With the entire Internet and thousands of databases for a brain, the device will be able to respond almost instantaneously to complex questions posed by intelligence analysts. As more and more data is collected—through phone calls, credit card receipts, social networks like Facebook and MySpace, GPS tracks, cell phone geolocation, Internet searches, Amazon book purchases, even E-Z Pass toll records—it may one day be possible to know not just where people are and what they are doing, but what and how they think.

Seriously? With enough information about my online activities, purchase history and physical movements, it is possible to know what and how I think? From a theoretical point of view, I can see how that idea could be debated, but from a realistic point of view, I rarely know what I’m thinking myself. I refuse to believe that a computer will be able to predict what I will be thinking based on my past. Humans are simply not consistently rational.
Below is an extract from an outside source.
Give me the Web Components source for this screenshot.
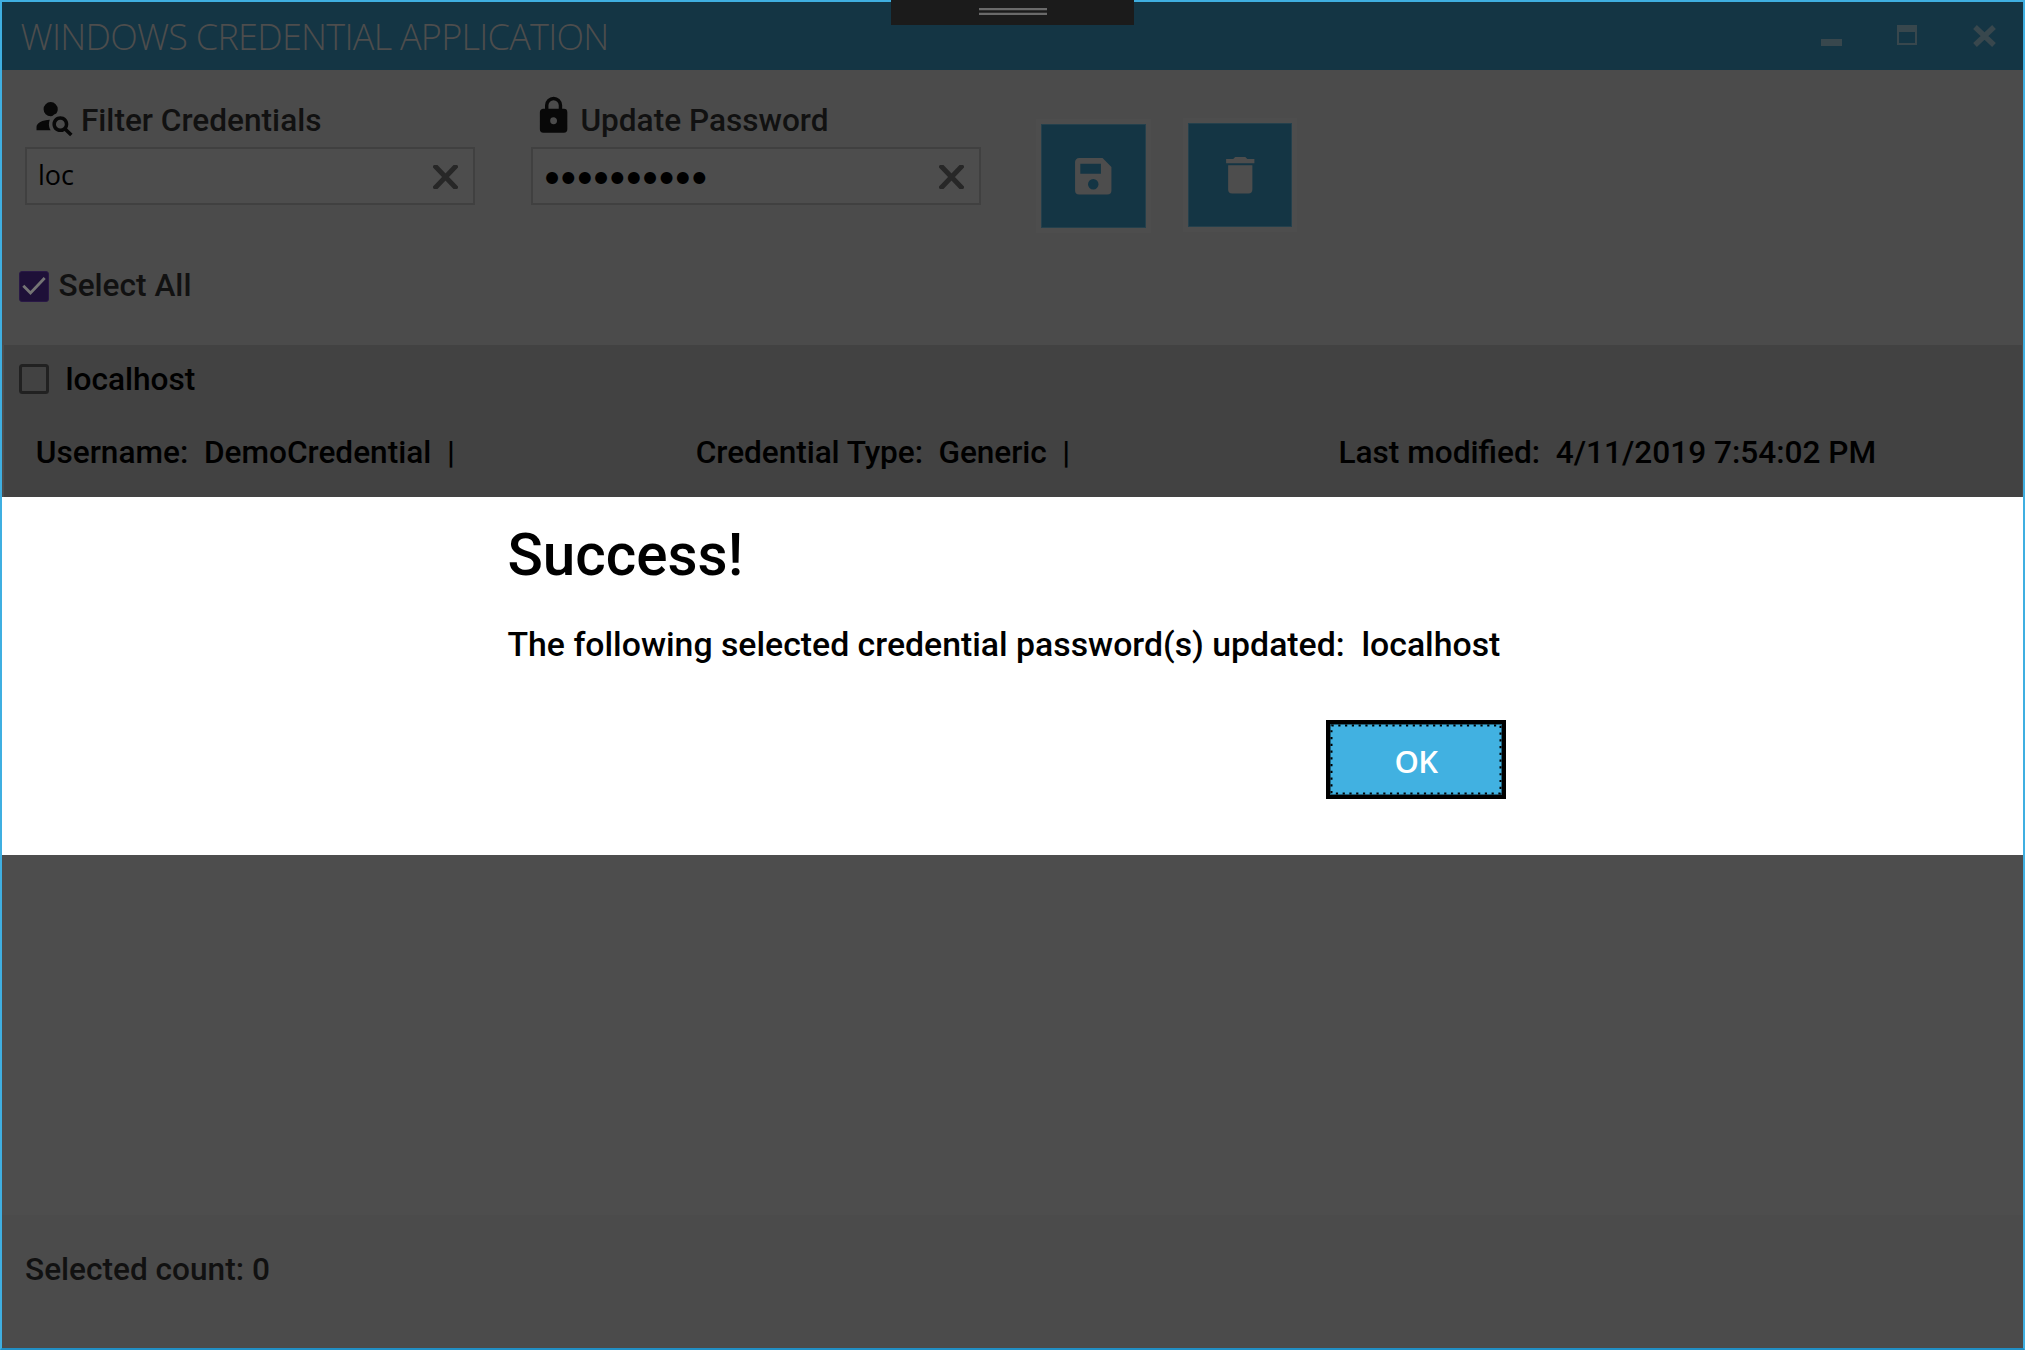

As this project expands, they plan on including newpaper information, historical data and other inputs that will allow this computer to have predictive capabilities:

Unregulated, they could ask it to determine which Americans might likely pose a security risk—or have sympathies toward a particular cause, such as the antiwar movement, as was done during the 1960s and 1970s. The Aquaint robospy might then base its decision on the type of books a person purchased online, or chat room talk, or websites visited—or a similar combination of data.

The implications such a machine would have on personal privacy are immense. And completely terrifying.